The Day I Met Barack Obama

It was towards the end of spring 2007 in New York City. Despite never making a concerted effort, I was somehow always abreast of who was going to be at Barnes & Noble, which was how I came face to face with Amiri Baraka and Toni Morrison, and also, not coincidentally, Barack Obama.

Barack Obama first charmed me for attention when he walked out at the 2004 Democratic Convention to a rendition of The Impressions’ “Keep On Pushing”. I automatically thought who is this guy with great taste in music and the audacity to make it known to a crowd full of people who probably can’t make the elementary connection between Curtis Mayfield and Superfly.

It was to my excitement that three years later, I learned the then Senator of Illinois was going to be giving a talk and signing copies of his second book at the B&N in Union Square. Now of course, it happened to be my luck that this signing was scheduled for the same morning as one of the last days of my 11:00 class. And of course, that day was the day I had to hand in my final project of a documentary I haphazardly directed about communes in New York City. So without the option of skipping, I sent an e-mail to the professor, whom I happened to really like, explaining that Barack Obama was going to be at Barnes and Noble and maybe she should take the class because that’s where I was going to be. I assured her it shouldn’t run too long because it was supposed to start early, but if it did I would find a way to make an appearance in class.

Needless to say, I woke up early enough to catch the tail-end of his speech and then to be told I was standing in line to get my book signed for naught because he wasn’t going to hang out and sign all these people’s books. Time was running low so I passed the torch to my partner in crime who agreed to stand in line because we concluded that he wasn’t the type of guy to just take off after a speech and break a bunch of people’s hearts who took off work and skipped class to see him.

I beat it downtown for my class, screened a piece of the doc and vomited some nonsense about intentional communities and Thomas More. I was losing the hope of making it back in time to get a book signed but was restless enough to still be impatiently social. Once I got a minor cue we were done, I broke out and made way back to union square. Dodging cars and overzealous cyclists, I could only feel the swelling regret of the millions of people I was passing who were, unfortunately for them, not in on the secret that the next POTUS was right under their bloody noses.

Upon arriving at Barnes & Noble, I scaled the 728 flights of escalators to the top floor only to find that Barack Obama had signed everyone’s books and now he wasn’t signing any more. In fact, he was standing up to button his suit jacket because he was going to leave now. I stood in a crowd of other faces with color, people who had probably come in late off the street when they saw others exiting with their signed copies of The Audacity of Hope, still wiping the glory from their eyes. I stood there and watched him walk from behind the long table where he was sitting, offering everyone a wave in his ordinary and diplomatic way. I adjusted my black cap with its red, green, and gold stripes and also found myself wondering why I was wearing it anyway. I was buried behind folks who looked (and acted) like my aunts and uncles, calling for Mr. Obama, throwing their arms about, and employing other guerilla fan tactics to get his attention. Behind all of them, I stood still and in awe of how tall and slender (and okay, handsome) he was IRL.

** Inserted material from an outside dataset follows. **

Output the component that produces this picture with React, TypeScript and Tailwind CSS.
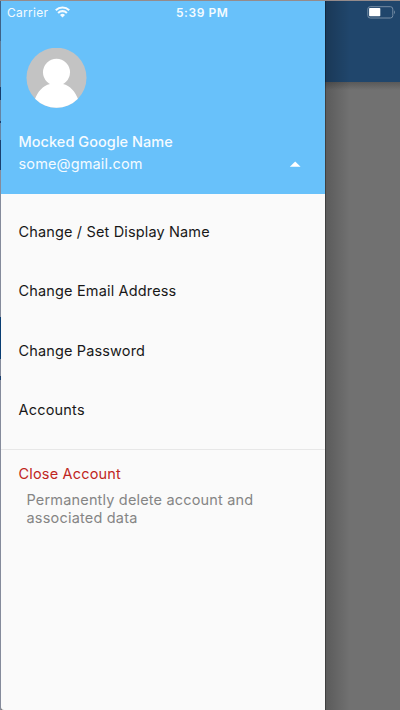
import React from "react";

const menu = [
  { label: "Change / Set Display Name", spacing: "tracking-[0.15px]" },
  { label: "Change Email Address", spacing: "tracking-[0.16px]" },
  { label: "Change Password", spacing: "tracking-[0.14px]" },
  { label: "Accounts", spacing: "tracking-[0.2px]" },
];

function WifiIcon() {
  return (
    <svg width="15" height="12" viewBox="0 0 15 12" fill="none" stroke="#f4fbff" strokeWidth="2.1">
      <path d="M0.8 4.2 A9.5 9.5 0 0 1 14.2 4.2" />
      <path d="M3.1 6.9 A6.3 6.3 0 0 1 11.9 6.9" />
      <path d="M5 9 A3.5 3.5 0 0 1 10 9 L7.5 11.5 Z" fill="#f4fbff" stroke="none" />
    </svg>
  );
}

function BatteryIcon() {
  return (
    <svg width="29" height="13" viewBox="0 0 29 13" fill="none">
      <rect x="0.8" y="0.7" width="25" height="11.3" rx="2.4" stroke="#768da5" strokeWidth="1" />
      <rect x="2.1" y="2" width="11.2" height="8.3" rx="0.8" fill="#fff" />
      <path d="M27 4.3 Q28.9 6.3 27 8.3 Z" fill="#768da5" />
    </svg>
  );
}

function Avatar() {
  return (
    <svg className="ml-[25px] mt-[47px] block" width="61" height="61" viewBox="0 0 61 61">
      <defs>
        <clipPath id="avatar">
          <circle cx="30.5" cy="29.7" r="30" />
        </clipPath>
      </defs>
      <g clipPath="url(#avatar)">
        <rect width="61" height="61" fill="#c3c3c3" />
        <circle cx="30.5" cy="24.2" r="13.5" fill="#fff" />
        <path d="M24 32 H37 V36 C44 37.5 49.5 44 52 51 V61 H9 V51 C11.5 44 17 37.5 24 36 Z" fill="#fff" />
      </g>
    </svg>
  );
}

export default function App() {
  return (
    <div className="relative flex h-[710px] w-[400px] flex-col overflow-hidden bg-[#717171] font-['Inter',sans-serif]">
      <div className="h-px shrink-0 bg-[#958b8b]" />
      <div className="flex min-h-0 flex-1">
        <div className="flex w-px flex-col bg-[#858b9b]">
          <div className="h-[40px] bg-[#3d6287]" />
          <div className="h-[46px] bg-[#5d7c9a]" />
          <div className="h-[13px] bg-[#173e6d]" />
          <div className="h-[21px] bg-[#6484a4]" />
          <div className="h-[2px] bg-[#173e6d]" />
          <div className="h-[17px] bg-[#6484a4]" />
          <div className="h-[30px] bg-[#19406f]" />
          <div className="h-[147px]" />
          <div className="h-[42px] bg-[#093d73]" />
          <div className="h-[17px]" />
          <div className="h-[4px] bg-[#193f70]" />
        </div>
        <aside className="flex w-[324px] flex-col rounded-bl-[3px] bg-[#fafafa]">
          <header className="h-[193px] bg-[#68c1fa] text-[#f5fbff]">
            <Avatar />
            <div className="ml-[17.5px] mt-[22px] h-[22px] whitespace-nowrap text-[14.5px] font-medium leading-[22px] tracking-[0.05px]">
              <span>Mocked Google Name</span>
            </div>
            <div className="ml-[17.5px] mr-[24px] flex h-[22px] items-center justify-between text-[14.5px] leading-[22px] tracking-[0.14px]">
              <span>some@gmail.com</span>
              <svg width="12" height="7" viewBox="0 0 12 7">
                <path d="M0.8 5.7 L6.2 0.5 L11.6 5.7 Z" fill="#fff" />
              </svg>
            </div>
          </header>
          <nav className="h-[255px] pt-[7.6px] text-[#181818]">
            {menu.map((item) => (
              <div key={item.label} className="flex h-[59.6px] items-center whitespace-nowrap pl-[17.5px] text-[14.5px]">
                <span className={item.spacing}>{item.label}</span>
              </div>
            ))}
          </nav>
          <section className="border-t border-[#e7e7e7] pl-[17.5px] pt-[14px]">
            <div className="h-[20px] text-[14.5px] leading-[20px] tracking-[0.18px] text-[#c02622]"><span>Close Account</span></div>
            <div className="ml-[8px] mt-[7px] whitespace-nowrap text-[14.5px] leading-[18px] tracking-[0.17px] text-[#858585]">
              <span>Permanently delete account and</span>
              <br />
              <span className="tracking-[0.2px]">associated data</span>
            </div>
          </section>
        </aside>
        <main className="flex w-[75px] flex-col">
          <div className="h-[81px] bg-[#20466c]" />
          <div className="h-[8px] bg-linear-to-b from-[#595959] to-[#717171]" />
        </main>
      </div>
      <div className="absolute bottom-0 left-[325px] top-px w-[25px] bg-linear-to-r from-black/20 to-transparent" />
      <div className="absolute bottom-0 left-[325px] top-px w-px bg-black/30" />
      <div className="absolute inset-x-0 top-0 h-[24px] text-[#f4fbff]">
        <div className="absolute left-[7px] top-[4px] flex items-start">
          <span className="text-[12px] leading-[17px] tracking-[0.28px]">Carrier</span>
        </div>
        <div className="absolute left-[55px] top-[5.6px]"><WifiIcon /></div>
        <div className="absolute left-[176px] top-[4px] whitespace-nowrap text-[12px] font-semibold leading-[17px] tracking-[0.55px]"><span>5:39 PM</span></div>
        <div className="absolute left-[367px] top-[6px]"><BatteryIcon /></div>
      </div>
    </div>
  );
}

Somehow — I don’t know if it was the “rasta” hat, or the fact that I was the only person under 30 in site but whatever it was — he spotted me. And this part I only remember in fragments, either because I had no idea it was happening or because I couldn’t believe it was happening, but he began to walk toward my barrier of excited adults, which now seemed much smaller than before. He said hello to everyone through their shrill and somehow — and I still don’t know how he did this without being rude but — he stuck his arm out, and the layers of curious bodies peeled away and there was his hand. Suspended in front of me. And apparently awaiting a handshake. I can’t even remember if he said anything because I was too busy tearing up and trying not to cry and thinking about what I could possibly say to change his life at that moment in some kind of relatable capacity.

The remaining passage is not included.